Black-box Adversarial Transferability: An Empirical Study in Cybersecurity Perspective
- URL: http://arxiv.org/abs/2404.10796v1
- Date: Mon, 15 Apr 2024 06:56:28 GMT
- Title: Black-box Adversarial Transferability: An Empirical Study in Cybersecurity Perspective
- Authors: Khushnaseeb Roshan, Aasim Zafar,
- Abstract summary: In adversarial machine learning, malicious users try to fool the deep learning model by inserting adversarial perturbation inputs into the model during its training or testing phase.
We empirically test the black-box adversarial transferability phenomena in cyber attack detection systems.

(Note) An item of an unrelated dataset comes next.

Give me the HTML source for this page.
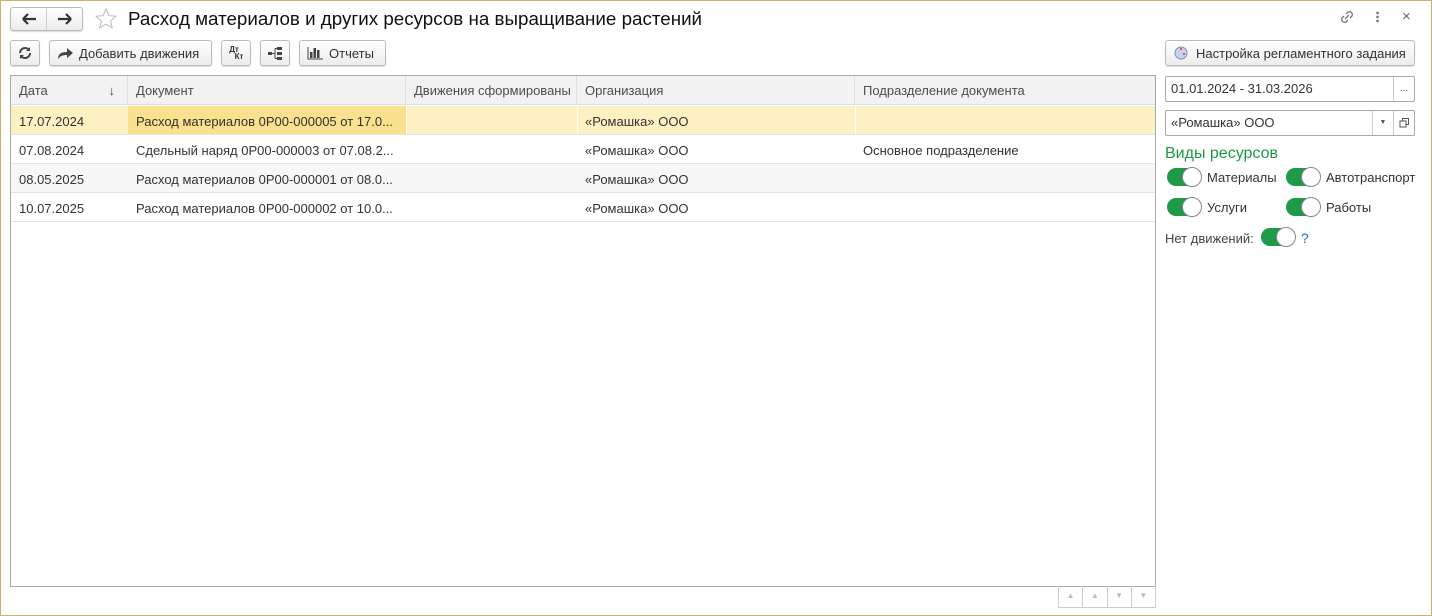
<!DOCTYPE html>
<html><head><meta charset="utf-8"><style>
*{box-sizing:border-box;margin:0;padding:0}
body{width:1432px;height:616px;overflow:hidden;background:#fff;font-family:"Liberation Sans",sans-serif;font-size:13px;color:#333;position:relative}
.frame{position:absolute;left:0;top:0;width:1432px;height:616px;border:1px solid #c9b56a}
.abs{position:absolute}
.btn{position:absolute;height:26px;border:1px solid #bbb;border-radius:3px;background:linear-gradient(#fff,#ececec);box-shadow:0 1px 1px rgba(0,0,0,.15);display:flex;align-items:center;font-size:13px;color:#333}
.tbl{position:absolute;left:10px;top:75px;width:1146px;height:512px;border:1px solid #aaa;background:#fff}
.hdr{position:absolute;top:0;height:29px;background:#f2f2f2;border-bottom:1px solid #ddd;border-right:1px solid #ddd;line-height:29px;padding-left:8px;color:#4d4d4d}
.row{position:absolute;left:0;width:1144px;height:29px;border-bottom:1px solid #e4e4e4;line-height:31px}
.row span{position:absolute;top:0}
.tog{position:absolute;width:34px;height:20px}
.tog .t{position:absolute;left:0;top:1px;width:34px;height:18px;border-radius:9px;background:#1e9a48}
.tog .k{position:absolute;right:-1px;top:0;width:20px;height:20px;border-radius:50%;background:#fff;border:1px solid #888}
.inp{position:absolute;border:1px solid #aaa;border-radius:2px;height:26px;background:#fff;line-height:24px;padding-left:5px;font-size:13px;color:#333}
</style></head><body>
<div class="frame"></div>
<div class="btn" style="left:10px;top:7px;width:73px;height:24px;padding:0">
<svg width="36" height="22" style="border-right:1px solid #ccc"><path d="M12 11h13M12 11l5-5M12 11l5 5" stroke="#333" stroke-width="2.2" fill="none"/></svg>
<svg width="36" height="22"><path d="M24 11H11M24 11l-5-5M24 11l-5 5" stroke="#333" stroke-width="2.2" fill="none"/></svg>
</div>
<svg class="abs" style="left:94px;top:7px" width="24" height="24"><path d="M12 2l2.9 6.6 7.1.6-5.4 4.7 1.6 7-6.2-3.7-6.2 3.7 1.6-7L2 9.2l7.1-.6z" fill="none" stroke="#bbb" stroke-width="1"/></svg>
<div class="abs" style="left:128px;top:8px;font-size:18.8px;color:#111;line-height:22px">Расход материалов и других ресурсов на выращивание растений</div>
<svg class="abs" style="left:1338px;top:8px" width="18" height="18"><path d="M8 6l2-2a3 3 0 014 4l-2 2M10 12l-2 2a3 3 0 01-4-4l2-2M7 11l4-4" stroke="#777" stroke-width="1.3" fill="none"/></svg>
<div class="abs" style="left:1376px;top:11px;width:3px;height:12px;background:radial-gradient(circle,#777 1.2px,transparent 1.5px) 0 0/3px 4px"></div>
<div class="abs" style="left:1402px;top:8px;font-size:15px;color:#666">×</div>
<div class="btn" style="left:10px;top:40px;width:30px;justify-content:center"><svg width="16" height="16"><path d="M3 8a5 5 0 019-3M13 8a5 5 0 01-9 3" stroke="#444" stroke-width="2" fill="none"/><path d="M13 2v4H9zM3 14v-4h4z" fill="#444"/></svg></div>
<div class="btn" style="left:49px;top:40px;width:163px;padding-left:7px"><svg width="18" height="14"><path d="M1 13c0-5 3-7 9-7V2l6 5-6 5V9c-4 0-7 1-9 4z" fill="#444"/></svg><span style="margin-left:4px">Добавить движения</span></div>
<div class="btn" style="left:221px;top:40px;width:30px;justify-content:center;font-size:8px;font-weight:bold;line-height:7px;flex-direction:column"><span style="margin-left:-4px">Дт</span><span style="margin-left:6px">Кт</span></div>
<div class="btn" style="left:260px;top:40px;width:30px;justify-content:center"><svg width="16" height="14"><rect x="1" y="6" width="4" height="3" fill="#444"/><rect x="10" y="1" width="5" height="3" fill="#444"/><rect x="10" y="6" width="5" height="3" fill="#444"/><rect x="10" y="11" width="5" height="3" fill="#444"/><path d="M5 7.5h3M8 2.5v10M8 2.5h2M8 12.5h2" stroke="#444"/></svg></div>
<div class="btn" style="left:299px;top:40px;width:87px;padding-left:7px"><svg width="16" height="14"><path d="M1 1v12h15" stroke="#444" fill="none"/><rect x="3" y="6" width="2.5" height="6" fill="#444"/><rect x="6.5" y="2" width="2.5" height="10" fill="#444"/><rect x="10" y="4" width="2.5" height="8" fill="#444"/></svg><span style="margin-left:6px">Отчеты</span></div>
<div class="btn" style="left:1165px;top:40px;width:250px;padding-left:8px"><svg width="14" height="14"><circle cx="7" cy="7" r="6" fill="#c9d2e8" stroke="#8090b0"/><circle cx="7" cy="3" r="1" fill="#d33"/><circle cx="10" cy="8" r="1" fill="#d33"/></svg><span style="margin-left:8px">Настройка регламентного задания</span></div>
<div class="tbl">
<div class="hdr" style="left:0;width:117px">Дата<span style="position:absolute;right:12px">↓</span></div>
<div class="hdr" style="left:117px;width:278px">Документ</div>
<div class="hdr" style="left:395px;width:171px">Движения сформированы</div>
<div class="hdr" style="left:566px;width:278px">Организация</div>
<div class="hdr" style="left:844px;width:300px;border-right:0">Подразделение документа</div>
<div class="row" style="top:30px;background:#fdf1c3"><div style="position:absolute;left:117px;top:0;width:278px;height:28px;background:#fbe18e"></div><span style="left:8px">17.07.2024</span><span style="left:125px">Расход материалов 0Р00-000005 от 17.0...</span><span style="left:574px">«Ромашка» ООО</span><div style="position:absolute;left:395px;top:0;width:1px;height:28px;background:#fff"></div><div style="position:absolute;left:566px;top:0;width:1px;height:28px;background:#fff"></div><div style="position:absolute;left:844px;top:0;width:1px;height:28px;background:#fff"></div></div>
<div class="row" style="top:59px"><span style="left:8px">07.08.2024</span><span style="left:125px">Сдельный наряд 0Р00-000003 от 07.08.2...</span><span style="left:574px">«Ромашка» ООО</span><span style="left:852px">Основное подразделение</span></div>
<div class="row" style="top:88px;background:#f7f7f7"><span style="left:8px">08.05.2025</span><span style="left:125px">Расход материалов 0Р00-000001 от 08.0...</span><span style="left:574px">«Ромашка» ООО</span></div>
<div class="row" style="top:117px"><span style="left:8px">10.07.2025</span><span style="left:125px">Расход материалов 0Р00-000002 от 10.0...</span><span style="left:574px">«Ромашка» ООО</span></div>
</div>
<div class="abs" style="left:1058px;top:586px;width:98px;height:22px;border:1px solid #ccc;border-top:none;display:flex">
<div style="flex:1;border-right:1px solid #ccc;text-align:center;color:#bbb;font-size:8px;line-height:20px">▲</div><div style="flex:1;border-right:1px solid #ccc;text-align:center;color:#bbb;font-size:8px;line-height:20px">▲</div><div style="flex:1;border-right:1px solid #ccc;text-align:center;color:#bbb;font-size:8px;line-height:20px">▼</div><div style="flex:1;text-align:center;color:#bbb;font-size:8px;line-height:20px">▼</div></div>
<div class="inp" style="left:1165px;top:76px;width:250px">01.01.2024 - 31.03.2026<div style="position:absolute;right:0;top:0;width:21px;height:24px;border-left:1px solid #ccc;text-align:center;font-size:10px;color:#555">...</div></div>
<div class="inp" style="left:1165px;top:110px;width:250px">«Ромашка» ООО<div style="position:absolute;right:21px;top:0;width:21px;height:24px;border-left:1px solid #ccc;text-align:center;font-size:7px;color:#555">▼</div><div style="position:absolute;right:0;top:0;width:21px;height:24px;border-left:1px solid #ccc"><svg width="20" height="24"><rect x="6" y="10" width="6" height="6" fill="none" stroke="#555"/><path d="M8.5 10V7.5h6v6H12" fill="none" stroke="#555"/></svg></div></div>
<div class="abs" style="left:1165px;top:143px;font-size:16px;color:#1a9a44;line-height:22px">Виды ресурсов</div>
<div class="tog" style="left:1167px;top:167px"><div class="t"></div><div class="k"></div></div><div class="abs" style="left:1207px;top:170px">Материалы</div>
<div class="tog" style="left:1286px;top:167px"><div class="t"></div><div class="k"></div></div><div class="abs" style="left:1326px;top:170px">Автотранспорт</div>
<div class="tog" style="left:1167px;top:197px"><div class="t"></div><div class="k"></div></div><div class="abs" style="left:1207px;top:200px">Услуги</div>
<div class="tog" style="left:1286px;top:197px"><div class="t"></div><div class="k"></div></div><div class="abs" style="left:1326px;top:200px">Работы</div>
<div class="abs" style="left:1165px;top:231px;color:#444">Нет движений:</div>
<div class="tog" style="left:1261px;top:227px"><div class="t"></div><div class="k"></div></div>
<div class="abs" style="left:1301px;top:230px;color:#1a70c0;font-size:14px">?</div>
</body></html>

The results indicate that any deep learning model is highly susceptible to adversarial attacks, even if the attacker does not have access to the internal details of the target model.
- Score: 0.0
- License: http://creativecommons.org/licenses/by-nc-nd/4.0/
- Abstract: The rapid advancement of artificial intelligence within the realm of cybersecurity raises significant security concerns. The vulnerability of deep learning models in adversarial attacks is one of the major issues. In adversarial machine learning, malicious users try to fool the deep learning model by inserting adversarial perturbation inputs into the model during its training or testing phase. Subsequently, it reduces the model confidence score and results in incorrect classifications. The novel key contribution of the research is to empirically test the black-box adversarial transferability phenomena in cyber attack detection systems. It indicates that the adversarial perturbation input generated through the surrogate model has a similar impact on the target model in producing the incorrect classification. To empirically validate this phenomenon, surrogate and target models are used. The adversarial perturbation inputs are generated based on the surrogate-model for which the hacker has complete information. Based on these adversarial perturbation inputs, both surrogate and target models are evaluated during the inference phase. We have done extensive experimentation over the CICDDoS-2019 dataset, and the results are classified in terms of various performance metrics like accuracy, precision, recall, and f1-score. The findings indicate that any deep learning model is highly susceptible to adversarial attacks, even if the attacker does not have access to the internal details of the target model. The results also indicate that white-box adversarial attacks have a severe impact compared to black-box adversarial attacks. There is a need to investigate and explore adversarial defence techniques to increase the robustness of the deep learning models against adversarial attacks.